Using AI for automated insulin delivery (AID) is one way to leverage this new technology in diabetes care, and a recent randomized crossover trial using a neural-net artificial pancreas (NAP) has shown promising results, explained said Boris Kovatchev, PhD, University of Virginia. The trial showed that the time in range (TIR) difference between NAP and the University of Virginia Model-Predictive Control (UMPC) algorithm was virtually indistinguishable. Additionally, NAP required significantly lower computational demands than UMPC.

“The neural net [NAP] did exactly as well as the original controller, but it did it six times faster,” Dr. Kovatchev said.
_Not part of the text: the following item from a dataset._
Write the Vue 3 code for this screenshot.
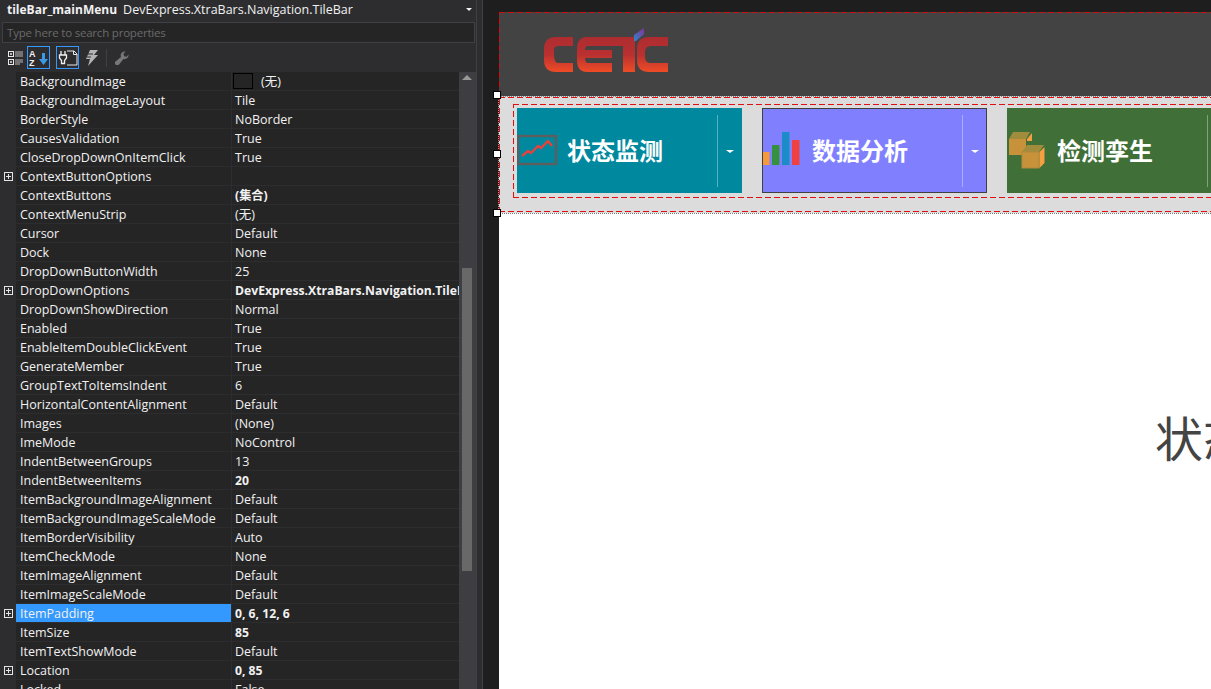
<script setup>
const rows = [
  { name: 'BackgroundImage', value: '(无)', swatch: true },
  { name: 'BackgroundImageLayout', value: 'Tile' },
  { name: 'BorderStyle', value: 'NoBorder' },
  { name: 'CausesValidation', value: 'True' },
  { name: 'CloseDropDownOnItemClick', value: 'True' },
  { name: 'ContextButtonOptions', value: '', expand: true },
  { name: 'ContextButtons', value: '(集合)', bold: true },
  { name: 'ContextMenuStrip', value: '(无)' },
  { name: 'Cursor', value: 'Default' },
  { name: 'Dock', value: 'None' },
  { name: 'DropDownButtonWidth', value: '25' },
  { name: 'DropDownOptions', value: 'DevExpress.XtraBars.Navigation.TileBarDropDownOptions', bold: true, expand: true },
  { name: 'DropDownShowDirection', value: 'Normal' },
  { name: 'Enabled', value: 'True' },
  { name: 'EnableItemDoubleClickEvent', value: 'True' },
  { name: 'GenerateMember', value: 'True' },
  { name: 'GroupTextToItemsIndent', value: '6' },
  { name: 'HorizontalContentAlignment', value: 'Default' },
  { name: 'Images', value: '(None)' },
  { name: 'ImeMode', value: 'NoControl' },
  { name: 'IndentBetweenGroups', value: '13' },
  { name: 'IndentBetweenItems', value: '20', bold: true },
  { name: 'ItemBackgroundImageAlignment', value: 'Default' },
  { name: 'ItemBackgroundImageScaleMode', value: 'Default' },
  { name: 'ItemBorderVisibility', value: 'Auto' },
  { name: 'ItemCheckMode', value: 'None' },
  { name: 'ItemImageAlignment', value: 'Default' },
  { name: 'ItemImageScaleMode', value: 'Default' },
  { name: 'ItemPadding', value: '0, 6, 12, 6', bold: true, expand: true, selected: true },
  { name: 'ItemSize', value: '85', bold: true },
  { name: 'ItemTextShowMode', value: 'Default' },
  { name: 'Location', value: '0, 85', bold: true, expand: true },
  { name: 'Locked', value: 'False' },
]
</script>

<template>
  <div class="app">
    <section class="props">
      <header class="title">
        <b>tileBar_mainMenu</b>
        <span>DevExpress.XtraBars.Navigation.TileBar</span>
        <i class="title-arrow"></i>
      </header>
      <div class="search">Type here to search properties</div>
      <div class="toolbar">
        <svg class="tool" width="15" height="16" viewBox="0 0 15 16">
          <g fill="none" stroke="#e8e8e8">
            <rect x="0.5" y="1.5" width="5" height="5" />
            <rect x="0.5" y="9.5" width="5" height="5" />
          </g>
          <path d="M2 4h2M3 3v2M2 12h2M3 11v2" stroke="#e8e8e8" />
          <path d="M7 2h8M7 4h8M7 6h8M7 10h8M7 12h8M7 14h5" stroke="#b8b8b8" />
        </svg>
        <div class="tool-btn">
          <svg width="20" height="18" viewBox="0 0 20 18">
            <text x="0" y="8" class="az">A</text>
            <text x="0" y="17" class="az">Z</text>
            <path d="M13 4h3v6h3l-4.500 6L10 10h3z" fill="#3b9ae1" />
          </svg>
        </div>
        <div class="tool-btn">
          <svg width="20" height="18" viewBox="0 0 20 18">
            <path d="M9 2h7l3 3v11H9" fill="none" stroke="#e8e8e8" />
            <path d="M15.500 2v3.500H19" fill="none" stroke="#e8e8e8" />
            <path d="M3 2v4M7 2v4M1.500 6h7v3l-2 2.500v3h-3v-3l-2-2.500z" fill="#2d2d30" stroke="#f0f0f0" stroke-width="1.300" />
          </svg>
        </div>
        <svg class="flash" width="14" height="16" viewBox="0 0 14 16">
          <path d="M5 0h8L9 5h4L3 16l2-7H1z" fill="#b4b4b4" />
          <path d="M3 4h5M2 7h4" stroke="#2d2d30" />
        </svg>
        <i class="tool-sep"></i>
        <svg class="wrench" width="14" height="14" viewBox="0 0 14 14">
          <path d="M13.500 3.500a4 4 0 0 1-5 4.500L4 13.500a2 2 0 0 1-3.500-3L6 6A4 4 0 0 1 10.500.5L8.500 2.800l.7 2.400 2.400.6z" fill="#77777a" />
        </svg>
      </div>
      <div class="grid-wrap">
        <div class="grid">
          <div v-for="row in rows" :key="row.name" class="row">
            <div class="gutter">
              <svg v-if="row.expand" width="9" height="9" viewBox="0 0 9 9">
                <rect x="0.5" y="0.500" width="8" height="8" fill="none" stroke="#e4e4e4" />
                <path d="M2 4.500h5M4.500 2v5" stroke="#e4e4e4" />
              </svg>
            </div>
            <div class="name" :class="{ selected: row.selected }">{{ row.name }}</div>
            <div class="value" :class="{ bold: row.bold }">
              <i v-if="row.swatch" class="swatch"></i>
              <span>{{ row.value }}</span>
            </div>
          </div>
        </div>
        <div class="scroll">
          <i class="scroll-up"></i>
          <i class="thumb"></i>
        </div>
      </div>
    </section>

    <div class="splitter"></div>

    <section class="designer">
      <div class="form-top">
        <svg class="logo" width="126" height="46" viewBox="0 0 126 46">
          <defs>
            <linearGradient id="logoRed" gradientUnits="userSpaceOnUse" x1="0" y1="9" x2="0" y2="44">
              <stop offset="0" stop-color="#ad2c30" />
              <stop offset="0.5" stop-color="#b93030" />
              <stop offset="1" stop-color="#ee4c26" />
            </linearGradient>
            <linearGradient id="logoLeaf" x1="0" y1="1" x2="1" y2="0">
              <stop offset="0" stop-color="#2b86c9" />
              <stop offset="1" stop-color="#8a2f9c" />
            </linearGradient>
          </defs>
          <g fill="url(#logoRed)">
            <path d="M12 9h17v9H14q-4 0-4 4v4q0 9 4 9h15v9H12Q0 44 0 32V21Q0 9 12 9z" />
            <path d="M39 9h25v9H40q-3 0-3 4h27v8H37q0 5 3 5h24v9H39q-10 0-10-12V21Q29 9 39 9z" transform="translate(4 0)" />
            <path d="M68 9h23v35H79V18H68z" />
            <path d="M105 9h19v9h-17q-6 0-6 6v5q0 6 6 6h17v9h-19q-12 0-12-12V21q0-12 12-12z" />
          </g>
          <path d="M90 7l10-7v6l-8 7h-2z" fill="url(#logoLeaf)" />
        </svg>
      </div>

      <div class="tilebar">
        <div class="tile-group">
          <div class="tile teal">
            <svg class="tile-icon" width="42" height="41" viewBox="0 0 42 41">
              <rect x="1" y="6" width="38" height="28" fill="none" stroke="#5e5e5e" stroke-width="2.400" />
              <path d="M5 26l6-5 3 2 7-7 3 2 7-7 4 5" fill="none" stroke="#e8413c" stroke-width="2.400" />
            </svg>
            <span class="tile-text">状态监测</span>
            <div class="tile-drop"><i></i></div>
          </div>
          <div class="tile violet">
            <svg class="tile-icon" width="42" height="41" viewBox="0 0 42 41">
              <rect x="0" y="22" width="6.500" height="13" fill="#f59a3c" />
              <rect x="9" y="15" width="7.500" height="20" fill="#36913f" />
              <rect x="19" y="2" width="7.500" height="33" fill="#1c8cc9" />
              <rect x="29" y="10" width="7.500" height="25" fill="#f04040" />
            </svg>
            <span class="tile-text">数据分析</span>
            <div class="tile-drop"><i></i></div>
          </div>
          <div class="tile green">
            <svg class="tile-icon" width="42" height="41" viewBox="0 0 42 41">
              <path d="M2 9l4-7h17l-4 7z" fill="#a08c3c" />
              <rect x="2" y="9" width="17" height="16" fill="#c8923a" />
              <path d="M20 9l5-6v8h-5z" fill="#f5a040" />
              <path d="M15 22l5-7h17l-5 7z" fill="#a08c3c" />
              <rect x="15" y="22" width="17" height="16" fill="#c8923a" stroke="#b08a3a" />
              <path d="M32.500 22l5-5v16l-5 5z" fill="#f5a040" />
            </svg>
            <span class="tile-text">检测孪生</span>
            <div class="tile-drop"><i></i></div>
          </div>
        </div>
      </div>

      <div class="form-body">
        <span class="big-text">状态监测</span>
      </div>

      <i class="handle h-top"></i>
      <i class="handle h-mid"></i>
      <i class="handle h-bot"></i>
    </section>
  </div>
</template>

<style scoped>
.app {
  display: flex;
  width: 1211px;
  height: 689px;
  overflow: hidden;
  background: #1e1e1e;
  font-family: "Open Sans", "Noto Sans CJK SC", sans-serif;
  font-size: 12.5px;
  color: #f1f1f1;
}

.props {
  width: 476px;
  flex-shrink: 0;
  display: flex;
  flex-direction: column;
  background: #2d2d30;
  overflow: hidden;
}

.title {
  position: relative;
  height: 22px;
  box-sizing: border-box;
  padding: 0 0 3px 7px;
  display: flex;
  align-items: center;
  gap: 6px;
  white-space: nowrap;
}

.title b {
  font-size: 12px;
  font-weight: 700;
}

.title-arrow {
  position: absolute;
  left: 466px;
  top: 8px;
  border: 3px solid transparent;
  border-top: 3px solid #f1f1f1;
  border-bottom: 0;
}

.search {
  height: 21px;
  line-height: 19px;
  box-sizing: border-box;
  margin: 0 1px 0 2px;
  padding-left: 4px;
  background: #252526;
  border: 1px solid #3f3f46;
  color: #6a6a6a;
  font-size: 11.5px;
  letter-spacing: -0.2px;
}

.toolbar {
  height: 29px;
  flex-shrink: 0;
  display: flex;
  align-items: center;
  padding-left: 8px;
}

.tool {
  margin-right: 4px;
}

.tool-btn {
  width: 23px;
  height: 23px;
  box-sizing: border-box;
  border: 1px solid #3399ff;
  display: flex;
  align-items: center;
  justify-content: center;
  margin-right: 6px;
}

.az {
  font-family: "Liberation Sans", sans-serif;
  font-size: 9px;
  font-weight: 700;
  fill: #f0f0f0;
}

.flash {
  margin-left: 0;
}

.tool-sep {
  width: 1px;
  height: 18px;
  margin: 0 8px 0 7px;
  background: #3f3f46;
}

.grid-wrap {
  flex: 1;
  display: flex;
  min-height: 0;
}

.grid {
  width: 459px;
  flex-shrink: 0;
  background: #252526;
}

.row {
  height: 19px;
  display: flex;
  box-sizing: border-box;
  border-bottom: 1px solid #2d2d30;
  line-height: 18px;
  white-space: nowrap;
}

.gutter {
  width: 16px;
  flex-shrink: 0;
  background: #2d2d30;
  display: flex;
  align-items: center;
  padding-left: 4px;
  box-sizing: border-box;
}

.name {
  width: 215px;
  flex-shrink: 0;
  padding: 1px 0 0 4px;
  box-sizing: border-box;
}

.name.selected {
  background: #3399ff;
}

.value {
  flex: 1;
  min-width: 0;
  overflow: hidden;
  border-left: 1px solid #2d2d30;
  padding: 2px 0 0 3px;
  box-sizing: border-box;
  display: flex;
  align-items: center;
}

.value.bold {
  font-size: 12.2px;
  font-weight: 700;
}

.swatch {
  width: 20px;
  height: 16px;
  flex-shrink: 0;
  box-sizing: border-box;
  border: 1px solid #000;
  margin: -2px 8px 0 -2px;
}

.scroll {
  position: relative;
  width: 17px;
  flex-shrink: 0;
  background: #3e3e42;
}

.scroll-up {
  position: absolute;
  left: 3px;
  top: 3px;
  border: 5px solid transparent;
  border-bottom: 5px solid #999;
  border-top: 0;
}

.thumb {
  position: absolute;
  left: 3px;
  top: 196px;
  width: 10px;
  height: 303px;
  background: #686868;
}

.splitter {
  width: 7px;
  flex-shrink: 0;
  box-sizing: border-box;
  background: #2d2d30;
  border-left: 1px solid #3f3f46;
  border-right: 1px solid #3f3f46;
}

.designer {
  position: relative;
  flex: 1;
  min-width: 0;
  margin-left: 16px;
  margin-top: 12px;
  display: flex;
  flex-direction: column;
}

.form-top {
  height: 84px;
  flex-shrink: 0;
  box-sizing: border-box;
  padding: 16px 0 0 45px;
  background:
    repeating-linear-gradient(90deg, #d01010 0 6px, transparent 6px 9px) top left / 100% 1px no-repeat,
    repeating-linear-gradient(0deg, #d01010 0 6px, transparent 6px 9px) top left / 1px 100% no-repeat,
    #434343;
}

.logo {
  display: block;
}

.tilebar {
  position: relative;
  height: 117px;
  flex-shrink: 0;
  box-sizing: border-box;
  padding: 8px 0 0 14px;
  background:
    repeating-linear-gradient(90deg, #888 0 1px, transparent 1px 2px) top left / 100% 1px no-repeat,
    repeating-linear-gradient(90deg, #e01010 0 6px, transparent 6px 9px) left 1px / 100% 1px no-repeat,
    repeating-linear-gradient(90deg, #e01010 0 6px, transparent 6px 9px) left 115px / 100% 1px no-repeat,
    repeating-linear-gradient(0deg, #e01010 0 6px, transparent 6px 9px) top left / 1px 100% no-repeat,
    #dcdcdc;
}

.tilebar::before {
  content: "";
  position: absolute;
  left: -1px;
  top: 0;
  bottom: 0;
  width: 1px;
  background: repeating-linear-gradient(0deg, #999 0 1px, transparent 1px 2px);
}

.tile-group {
  display: flex;
  gap: 20px;
  height: 94px;
  box-sizing: border-box;
  padding: 4px 0 0 4px;
  background:
    repeating-linear-gradient(90deg, #e01010 0 6px, transparent 6px 9px) top left / 100% 1px no-repeat,
    repeating-linear-gradient(90deg, #e01010 0 6px, transparent 6px 9px) bottom left / 100% 1px no-repeat,
    repeating-linear-gradient(0deg, #e01010 0 6px, transparent 6px 9px) top left / 1px 100% no-repeat;
}

.tile {
  position: relative;
  width: 225px;
  height: 85px;
  flex-shrink: 0;
  box-sizing: border-box;
  display: flex;
  align-items: center;
}

.teal {
  background: #00889e;
}

.violet {
  background: #8080ff;
  border: 1px solid #404040;
}

.green {
  background: #407038;
}

.tile-icon {
  width: 42px;
  flex-shrink: 0;
}

.tile-text {
  margin: -2px 0 0 8px;
  font-family: "Noto Sans CJK SC", sans-serif;
  font-size: 24px;
  font-weight: 700;
  line-height: 30px;
  color: #fff;
  white-space: nowrap;
}

.violet .tile-text {
  margin-left: 7px;
}

.tile-drop {
  position: absolute;
  right: 0;
  top: 7px;
  bottom: 6px;
  width: 25px;
  box-sizing: border-box;
  border-left: 1px solid rgba(255, 255, 255, 0.35);
  display: flex;
  align-items: center;
  justify-content: center;
}

.violet .tile-drop {
  top: 6px;
  bottom: 5px;
  right: -1px;
}

.tile-drop i {
  border: 4px solid transparent;
  border-top: 3px solid #fff;
  border-bottom: 0;
}

.form-body {
  flex: 1;
  box-sizing: border-box;
  padding: 192px 0 0 656px;
  background: #fff;
  white-space: nowrap;
  overflow: hidden;
  border-top: 1px dotted #777;
}

.big-text {
  font-family: "Noto Sans CJK SC", sans-serif;
  font-size: 48px;
  line-height: 60px;
  color: #444;
}

.handle {
  position: absolute;
  left: -6px;
  width: 8px;
  height: 8px;
  box-sizing: border-box;
  background: #fff;
  border: 1px solid #000;
}

.h-top {
  top: 79px;
}

.h-mid {
  top: 138px;
}

.h-bot {
  top: 197px;
}
</style>

<style>
html,
body {
  margin: 0;
  overflow: hidden;
  background: #1e1e1e;
}
</style>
Other emerging techniques that incorporate AI are data farming and AI-augmented clinical trials. The Virtual DCCT Project has successfully recreated the landmark Diabetes Control and Complications Trial (DCCT) in a computer simulation. The results demonstrated that in silico-augmented clinical trials can expand research via biosimulation.

“Studies with infrequent data can be augmented appropriately to generate artificial data that meet the criteria of the study, and it can become larger without spending too much money,” Dr. Kovatchev explained.

More established ways to leverage AI in diabetes care include data science for tasks and research that involve pattern recognition, classification, and prediction.

“Diabetes is the best quantified human disease,” Dr. Kovatchev said. This means scientists can model, virtually simulate, and control the human metabolic system in diabetes with AI.

Peter G. Jacobs, PhD, Oregon Health & Science University, envisions automated multi-hormone pumps and AI-enabled smart insulin pens that could detect and forecast future problems, adjust insulin dosing or carb ratios in response to cyclical events, and other advancements that ease the burdens of disease management.

Dr. Jacobs also discussed applications for “digital twins” in metabolic disease research and clinical use. A digital twin is a virtual replica of a physical device, system, or process designed to run simulations to detect and prevent problems, predict performance, and optimize processes.

“What we want to do is physically model metabolism and diabetes and glucose disposal, and all of that, and then replay different therapies to see if you can get better outcomes,” Dr. Jacobs said.

He described how his team used digital twins to train an AI-based k-nearest-neighbors decision support system (KNN-DSS) to share weekly recommendations for people with type 1 diabetes to optimize their carbohydrate ratios, correction factors, and long-acting insulin.

“When people accepted more than half of the recommendations, there was a 6.3 percent increased TIR compared to when they did not accept those recommendations,” Dr. Jacobs said.

Mudassir M. Rashid, PhD, Illinois Institute of Technology, asserted that AI can help with the efficiency and efficacy of multidisciplinary teams to improve patient care.

“We really need this multifaceted approach in order to treat and care for diabetes, and this multidisciplinary approach is shown to enhance patient outcomes,” Dr. Rashid said.

He highlighted several clinical applications for AI in areas like diabetes risk prediction, treatment selection, and interpreting large volumes of collected data to facilitate multidisciplinary treatment strategies. Dr. Rashid also emphasized the obligation of investigators and those managing patient data to identify and eliminate biases from AI and machine learning datasets while maintaining robust security measures.

“We really need to ensure that there is integrity and security in the data,” he said. “That will help us build trust in these AI systems and mitigate unintended consequences and data privacy concerns.”